_RECORDED INFORMATION_

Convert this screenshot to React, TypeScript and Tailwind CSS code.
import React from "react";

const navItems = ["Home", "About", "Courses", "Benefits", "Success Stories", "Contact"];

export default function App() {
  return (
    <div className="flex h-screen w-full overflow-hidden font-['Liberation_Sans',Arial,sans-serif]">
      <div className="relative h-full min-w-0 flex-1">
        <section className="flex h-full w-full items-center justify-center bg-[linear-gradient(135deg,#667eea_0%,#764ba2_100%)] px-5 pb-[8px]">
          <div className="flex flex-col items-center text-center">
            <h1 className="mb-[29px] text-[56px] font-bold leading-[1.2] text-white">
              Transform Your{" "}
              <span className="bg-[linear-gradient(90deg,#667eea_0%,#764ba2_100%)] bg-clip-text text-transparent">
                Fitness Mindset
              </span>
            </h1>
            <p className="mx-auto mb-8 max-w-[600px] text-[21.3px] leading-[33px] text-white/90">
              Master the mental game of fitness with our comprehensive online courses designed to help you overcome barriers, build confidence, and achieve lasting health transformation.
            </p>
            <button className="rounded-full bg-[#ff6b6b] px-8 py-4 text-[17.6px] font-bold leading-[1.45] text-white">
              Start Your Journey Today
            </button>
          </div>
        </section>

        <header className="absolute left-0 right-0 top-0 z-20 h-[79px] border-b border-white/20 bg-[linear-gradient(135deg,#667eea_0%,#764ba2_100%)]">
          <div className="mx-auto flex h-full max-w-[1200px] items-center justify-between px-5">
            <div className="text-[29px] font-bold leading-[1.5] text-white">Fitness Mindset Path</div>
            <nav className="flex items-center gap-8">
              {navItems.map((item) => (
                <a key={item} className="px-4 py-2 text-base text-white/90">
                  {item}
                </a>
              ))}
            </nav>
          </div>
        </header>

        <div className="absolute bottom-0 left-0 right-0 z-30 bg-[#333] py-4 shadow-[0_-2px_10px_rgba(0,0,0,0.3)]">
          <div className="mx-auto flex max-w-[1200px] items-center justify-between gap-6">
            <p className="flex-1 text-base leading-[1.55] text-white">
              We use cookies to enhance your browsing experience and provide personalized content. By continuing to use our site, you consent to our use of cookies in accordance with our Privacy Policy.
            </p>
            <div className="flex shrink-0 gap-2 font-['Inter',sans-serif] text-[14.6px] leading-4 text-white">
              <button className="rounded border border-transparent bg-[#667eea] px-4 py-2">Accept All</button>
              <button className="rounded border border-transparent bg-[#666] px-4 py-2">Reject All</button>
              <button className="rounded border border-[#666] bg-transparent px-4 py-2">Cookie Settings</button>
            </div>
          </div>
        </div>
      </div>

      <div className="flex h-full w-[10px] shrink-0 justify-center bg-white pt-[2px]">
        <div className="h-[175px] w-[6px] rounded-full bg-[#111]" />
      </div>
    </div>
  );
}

_TASK_
Each line must be given again exactly as written above.

_EXERCISE RESPONSE_
Convert this screenshot to React, TypeScript and Tailwind CSS code.
import React from "react";

const navItems = ["Home", "About", "Courses", "Benefits", "Success Stories", "Contact"];

export default function App() {
  return (
    <div className="flex h-screen w-full overflow-hidden font-['Liberation_Sans',Arial,sans-serif]">
      <div className="relative h-full min-w-0 flex-1">
        <section className="flex h-full w-full items-center justify-center bg-[linear-gradient(135deg,#667eea_0%,#764ba2_100%)] px-5 pb-[8px]">
          <div className="flex flex-col items-center text-center">
            <h1 className="mb-[29px] text-[56px] font-bold leading-[1.2] text-white">
              Transform Your{" "}
              <span className="bg-[linear-gradient(90deg,#667eea_0%,#764ba2_100%)] bg-clip-text text-transparent">
                Fitness Mindset
              </span>
            </h1>
            <p className="mx-auto mb-8 max-w-[600px] text-[21.3px] leading-[33px] text-white/90">
              Master the mental game of fitness with our comprehensive online courses designed to help you overcome barriers, build confidence, and achieve lasting health transformation.
            </p>
            <button className="rounded-full bg-[#ff6b6b] px-8 py-4 text-[17.6px] font-bold leading-[1.45] text-white">
              Start Your Journey Today
            </button>
          </div>
        </section>

        <header className="absolute left-0 right-0 top-0 z-20 h-[79px] border-b border-white/20 bg-[linear-gradient(135deg,#667eea_0%,#764ba2_100%)]">
          <div className="mx-auto flex h-full max-w-[1200px] items-center justify-between px-5">
            <div className="text-[29px] font-bold leading-[1.5] text-white">Fitness Mindset Path</div>
            <nav className="flex items-center gap-8">
              {navItems.map((item) => (
                <a key={item} className="px-4 py-2 text-base text-white/90">
                  {item}
                </a>
              ))}
            </nav>
          </div>
        </header>

        <div className="absolute bottom-0 left-0 right-0 z-30 bg-[#333] py-4 shadow-[0_-2px_10px_rgba(0,0,0,0.3)]">
          <div className="mx-auto flex max-w-[1200px] items-center justify-between gap-6">
            <p className="flex-1 text-base leading-[1.55] text-white">
              We use cookies to enhance your browsing experience and provide personalized content. By continuing to use our site, you consent to our use of cookies in accordance with our Privacy Policy.
            </p>
            <div className="flex shrink-0 gap-2 font-['Inter',sans-serif] text-[14.6px] leading-4 text-white">
              <button className="rounded border border-transparent bg-[#667eea] px-4 py-2">Accept All</button>
              <button className="rounded border border-transparent bg-[#666] px-4 py-2">Reject All</button>
              <button className="rounded border border-[#666] bg-transparent px-4 py-2">Cookie Settings</button>
            </div>
          </div>
        </div>
      </div>

      <div className="flex h-full w-[10px] shrink-0 justify-center bg-white pt-[2px]">
        <div className="h-[175px] w-[6px] rounded-full bg-[#111]" />
      </div>
    </div>
  );
}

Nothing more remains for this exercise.